Cunning Women 🔮
This week, we're checking out an Anglo-Saxon grave and some mysterious goods ...
Hello to you, lovely readers 👋🏻
Are you still feeling the magical, Halloween-y, autumnal vibes? 🎃
I hope so.
Last time, things were very witch hunt-y around here and today, I want to go further back in time. Let’s go to a time before broomsticks and covens and sex with the devil …to a time before persecution. Let’s go and meet the cunning folk of Anglo-Saxon England.
Today, the word “cunning” is inseparable from “deception” but that hasn’t always been the case. As you can see here 👇🏻 “cunning” once described the possession of knowledge:
The question is: what was this knowledge that cunning folk possessed?
Well, in the early Anglo-Saxon period and before Christianisation, cunning people were probably shamans (or the earlier equivalents of priests). They used their knowledge to heal the sick, divine the future, provide guidance and act as a mediator between the physical and spiritual worlds.
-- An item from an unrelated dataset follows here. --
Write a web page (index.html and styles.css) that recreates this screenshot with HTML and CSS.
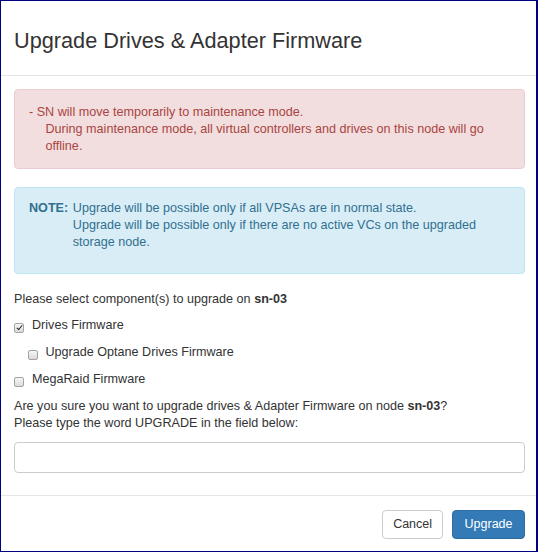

Exactly how this knowledge was passed down remains a mystery. I read once that the Druids - the priests and priestesses of the Celtic world - learned knowledge through oral repetition in a process that took 12 years. That’s some dedication, eh?
Anyway, however this happened, it is probable that every community (no matter how big or small) had its own cunning person. And there is evidence that many of these cunning people were, in fact, women.
If cunning folk didn’t write things down, what kind of evidence are we talking about, I hear you ask?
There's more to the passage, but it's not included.